En varias ocasiones los prisioneros fueron sacados de sus calabozos con el fin de ponerlos frente al pelotón de fusileros que acabaría con sus existencias, sin embargo la muerte podría llegar también en forma de balota macabra marcada con la letra M, caso en el cual el portador debía salir de la fila y dirigirse a la humilde capilla que estaba a pocos pasos para rezar y despedirse de la vida. Tal fue el caso de la aparente condena del joven, casi niño, José Hilario López, quien estando ya alineado para recibir las descarga mortal de sus verdugos, fue salvado por un indulto de última hora que había promulgado el presidente de la Real Audiencia de Quito, Toribio Montes-Caloca y Pérez, militar español y caballero de la Orden de Santiago. Pasado el tiempo, siendo presidente de la República, López recordaba que este episodio había desafiado el equilibrio de su cordura.
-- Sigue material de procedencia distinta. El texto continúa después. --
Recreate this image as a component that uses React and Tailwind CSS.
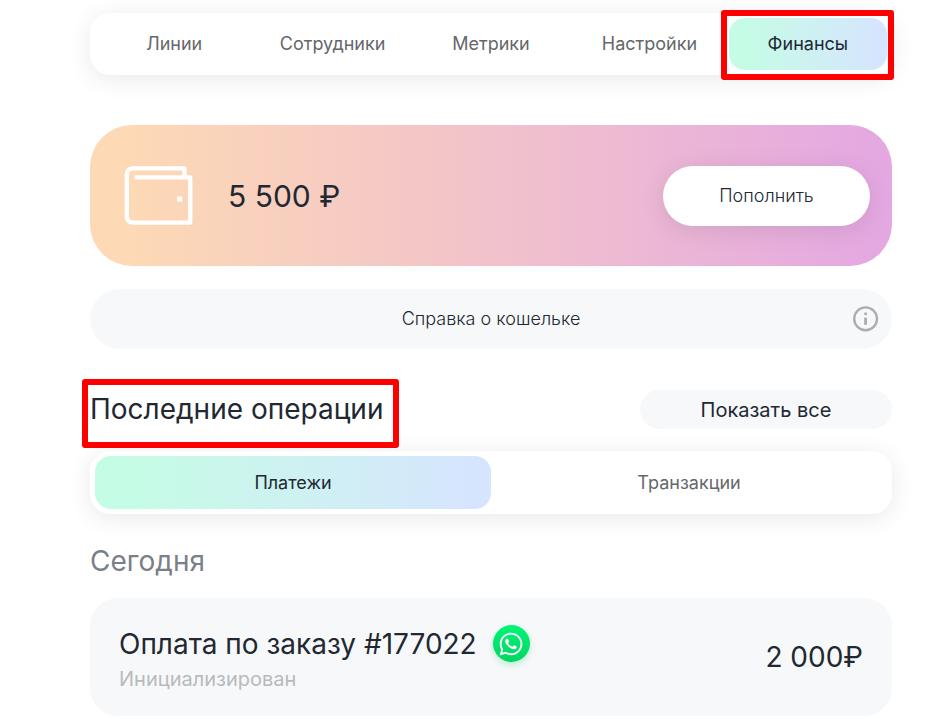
import { useState } from "react";
import { FaWhatsapp } from "react-icons/fa";

const sections = ["Линии", "Сотрудники", "Метрики", "Настройки", "Финансы"];
const operationTabs = ["Платежи", "Транзакции"];

const payments = [
  { id: 177022, title: "Оплата по заказу #177022", status: "Инициализирован", amount: "2 000₽" },
];

function WalletIcon() {
  return (
    <svg width="70" height="60" viewBox="0 0 70 60" fill="none" stroke="#fff" strokeWidth="4.4" strokeLinejoin="round" aria-hidden="true">
      <path d="M10.5 11.4H66.2V56.6H9.5Q2.8 56.6 2.8 49.9V9.1Q2.8 2.4 9.5 2.4H60.5V11" />
      <rect x="53.2" y="30.5" width="5" height="5" fill="#fff" stroke="none" />
    </svg>
  );
}

function InfoIcon() {
  return (
    <svg width="26" height="26" viewBox="0 0 26 26" fill="none" aria-hidden="true">
      <circle cx="12.6" cy="12.8" r="11.4" stroke="#adadad" strokeWidth="2.4" />
      <circle cx="12.6" cy="7.8" r="1.5" fill="#adadad" />
      <rect x="11.2" y="11.6" width="2.8" height="7.2" fill="#adadad" />
    </svg>
  );
}

function Tab({ label, active, onClick, children }) {
  return (
    <button
      type="button"
      onClick={onClick}
      className={
        active
          ? "relative flex-1 rounded-2xl bg-linear-to-r from-[#c5fce5] from-10% to-[#d6e5fe] to-95% text-lg text-[#212832]"
          : "relative flex-1 rounded-2xl text-lg text-[#66676b]"
      }
    >
      {label}
      {children}
    </button>
  );
}

export default function App() {
  const [section, setSection] = useState("Финансы");
  const [operation, setOperation] = useState("Платежи");

  return (
    <main className="bg-white pt-[13px] pr-[59px] pl-[90px] font-['Inter',sans-serif] text-[#212832]">
      <nav className="flex h-[62px] rounded-[20px] bg-white p-[5px] shadow-[0_4px_24px_rgba(0,0,0,0.09)]">
        {sections.map((name) => (
          <Tab key={name} label={name} active={section === name} onClick={() => setSection(name)}>
            {name === "Финансы" && (
              <span className="pointer-events-none absolute -top-2 -right-[7px] -bottom-[10px] -left-2 rounded-[3px] border-6 border-[#ff0000]" />
            )}
          </Tab>
        ))}
      </nav>

      <section className="mt-[50px] flex h-[141px] items-center rounded-[42px] bg-linear-to-r from-[#fdd9b5] from-5% via-[#f4c7c6] via-40% to-[#e4a7e2] pr-[22px] pl-[34px]">
        <WalletIcon />
        <p className="ml-[34px] text-[30px] leading-10">5 500 ₽</p>
        <button
          type="button"
          className="ml-auto h-[60px] w-[207px] rounded-full bg-white text-lg font-light shadow-[0_4px_24px_rgba(0,0,0,0.1)]"
        >
          Пополнить
        </button>
      </section>

      <button
        type="button"
        className="mt-[23px] grid h-[60px] w-full grid-cols-[26px_1fr_26px] items-center rounded-full bg-[#f7f8fa] px-[13px] text-lg font-light"
      >
        <span className="col-start-2">Справка о кошельке</span>
        <InfoIcon />
      </button>

      <div className="mt-[41px] flex h-[39px] items-center justify-between">
        <h1 className="relative text-[28px] leading-[39px]">
          Последние операции
          <span className="pointer-events-none absolute -top-[11px] -right-4 -bottom-[19px] -left-2 rounded-[3px] border-6 border-[#ff0000]" />
        </h1>
        <button type="button" className="h-[39px] w-[252px] rounded-full bg-[#f7f8fa] text-xl">
          Показать все
        </button>
      </div>

      <div className="mt-[22px] flex h-[63px] rounded-[20px] bg-white p-[5px] shadow-[0_4px_24px_rgba(0,0,0,0.09)]">
        {operationTabs.map((name) => (
          <Tab key={name} label={name} active={operation === name} onClick={() => setOperation(name)} />
        ))}
      </div>

      <h2 className="mt-[27px] text-[28px] leading-10 text-[#7b7f87]">Сегодня</h2>

      <ul className="mt-[17px] space-y-4">
        {payments.map((p) => (
          <li key={p.id} className="flex h-[118px] items-center justify-between rounded-[28px] bg-[#f7f8fa] px-[29px]">
            <div className="pt-[3px]">
              <div className="flex items-center gap-4">
                <h3 className="text-[28px] leading-10">{p.title}</h3>
                <span className="flex size-[37px] items-center justify-center rounded-full bg-linear-to-b from-[#00f676] to-[#00d561] text-white shadow-[0_3px_6px_rgba(0,214,98,0.25)]">
                  <FaWhatsapp size={26} aria-label="WhatsApp" />
                </span>
              </div>
              <p className="text-xl leading-[30px] text-[#b9babb]">{p.status}</p>
            </div>
            <p className="text-[28px] leading-10">{p.amount}</p>
          </li>
        ))}
      </ul>
    </main>
  );
}
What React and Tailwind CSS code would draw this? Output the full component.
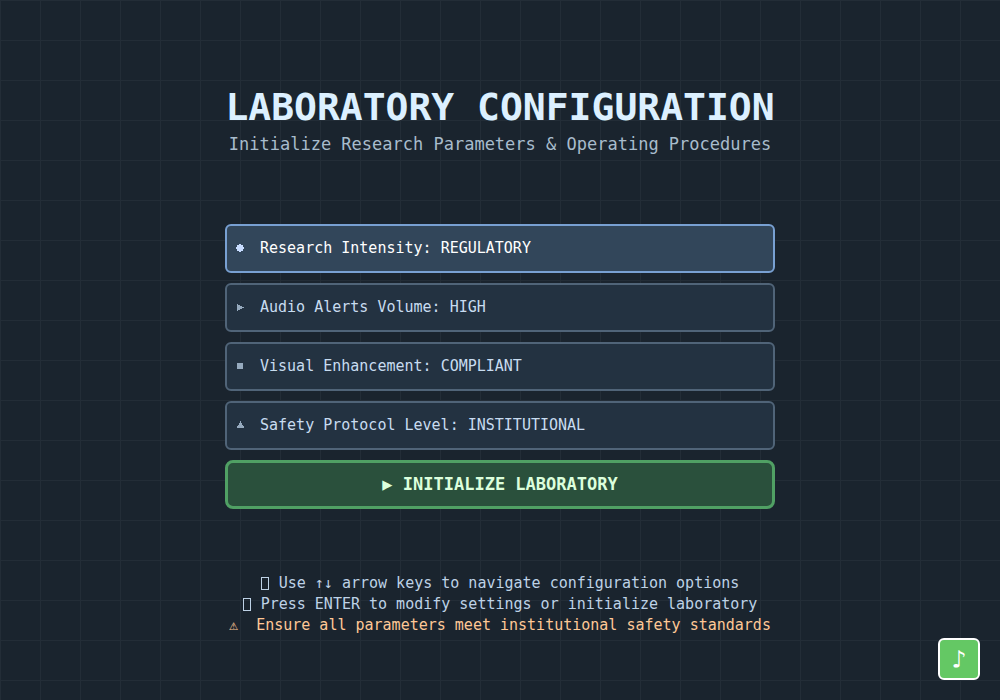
import { useState } from "react";

const OPTIONS = [
  { label: "Research Intensity", values: ["REGULATORY", "STANDARD"], icon: "octagon" },
  { label: "Audio Alerts Volume", values: ["HIGH", "LOW"], icon: "play" },
  { label: "Visual Enhancement", values: ["COMPLIANT", "STANDARD"], icon: "square" },
  { label: "Safety Protocol Level", values: ["INSTITUTIONAL", "STANDARD"], icon: "triangle" },
];

const SHAPES = {
  octagon: "M3 0H5V1H7V3H8V5H7V7H5V8H3V7H1V5H0V3H1V1H3Z",
  play: "M1 1H2V2H4V3H6V4H8V5H6V6H4V7H2V8H1Z",
  square: "M1 1H7V7H1Z",
  triangle: "M4 0H5V2H6V4H7V5H8V7H1V5H2V4H3V2H4Z",
};

function OptionRow({ option, value, active, onSelect }) {
  const tone = active
    ? "border-[#78a0d2] bg-[#32465a] text-white"
    : "border-[#506478] bg-[#233241] text-[#c8dcf0]";
  return (
    <button
      type="button"
      onClick={onSelect}
      className={`flex h-[49px] w-full items-center gap-4 rounded-md border-2 pr-4 pl-[9px] text-left text-[15px] ${tone}`}
    >
      <svg
        viewBox="0 0 8 9"
        shapeRendering="crispEdges"
        aria-hidden="true"
        className={active ? "h-[9px] w-2 fill-[#c8dcff]" : "h-[9px] w-2 fill-[#96aabe]"}
      >
        <path d={SHAPES[option.icon]} />
      </svg>
      <span>
        {option.label}: {value}
      </span>
    </button>
  );
}

function Box() {
  return (
    <span
      aria-hidden="true"
      className="mr-px inline-block h-[13px] w-2 border border-current align-middle"
    />
  );
}

export default function App() {
  const [selected, setSelected] = useState(0);
  const [indices, setIndices] = useState([0, 0, 0, 0]);

  const choose = (i) => {
    setSelected(i);
    setIndices(indices.map((n, k) => (k === i ? (n + 1) % OPTIONS[i].values.length : n)));
  };

  return (
    <div className="relative min-h-screen bg-[#1a242e] bg-[linear-gradient(to_right,#232d37_1px,transparent_1px),linear-gradient(to_bottom,#232d37_1px,transparent_1px)] bg-[size:40px_40px] font-['DejaVu_Sans_Mono',monospace]">
      <main className="mx-auto flex max-w-[550px] flex-col pt-[82px]">
        <header className="flex flex-col items-center whitespace-nowrap">
          <h1 className="text-[38px] leading-[50px] font-bold text-[#dcf0ff]">
            LABORATORY CONFIGURATION
          </h1>
          <p className="text-[17px] leading-6 text-[#a8bccc]">
            Initialize Research Parameters &amp; Operating Procedures
          </p>
        </header>

        <div className="mt-[68px] flex flex-col gap-[10px]">
          {OPTIONS.map((option, i) => (
            <OptionRow
              key={option.label}
              option={option}
              value={option.values[indices[i]]}
              active={selected === i}
              onSelect={() => choose(i)}
            />
          ))}
          <button
            type="button"
            className="h-[49px] w-full rounded-lg border-3 border-[#50a064] bg-[#2a503c] text-[17px] font-bold text-[#dcffdc]"
          >
            ▶ INITIALIZE LABORATORY
          </button>
        </div>

        <footer className="mt-16 pb-8 text-center text-[15px] leading-[21px] whitespace-pre text-[#bed2e6]">
          <p><Box /> Use ↑↓ arrow keys to navigate configuration options</p>
          <p><Box /> Press ENTER to modify settings or initialize laboratory</p>
          <p className="text-[#ffc896]">{"⚠  Ensure all parameters meet institutional safety standards"}</p>
        </footer>
      </main>

      <button
        type="button"
        aria-label="Toggle music"
        className="fixed right-5 bottom-5 flex size-[42px] items-center justify-center rounded-md border-2 border-white bg-[#64c864] text-[25px] leading-none text-white"
      >
        ♪
      </button>
    </div>
  );
}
Distintos destinos esperaban a los que consiguieron salvarse de este peligroso trance: José María Espinoza Prieto fue liberado merced al salvoconducto que le otorgó un poderoso benefactor anónimo y pasó a la historia como el pintor de las batallas de la independencia y autor de su célebre crónica ‘Memorias de un abanderado’; José Hilario López Valdez fue remitido en calidad de preso al regimiento de Santafé; una vez liberado siguió una vertiginosa carrera en la milicia, participando en los conflictos bélicos al frente de los ideales patrióticos hasta conseguir el nombramiento, a los 32 años, de general de brigada y comandante general de las fuerzas acantonadas en Popayán. Como presidente de la República en el período 1849-1853, abolió la oprobiosa institución de la esclavitud.

Pedro Alcántara Herrán-Martínez de Zaldúa ingresó en las luchas libertarias, al igual que José Hilario López, a los 14 años y recibió de manos del libertador Simón Bolívar su grado de general, a la edad de 30 años. Por su destacada actuación en la llamada Guerra de los Supremos, que afectó particularmente la región suroccidental del actual territorio colombiano, recibió la postulación a la Presidencia de la República, dignidad que ejerció entre 1841 y 1845. En su mandato impulsó cambios en los programas de educación pública y fortaleció los desempeños del poder ejecutivo, gracias a lo cual pudo evitarse el surgimiento de nuevos conflictos en la ya maltrecha geografía física y política de la Nación.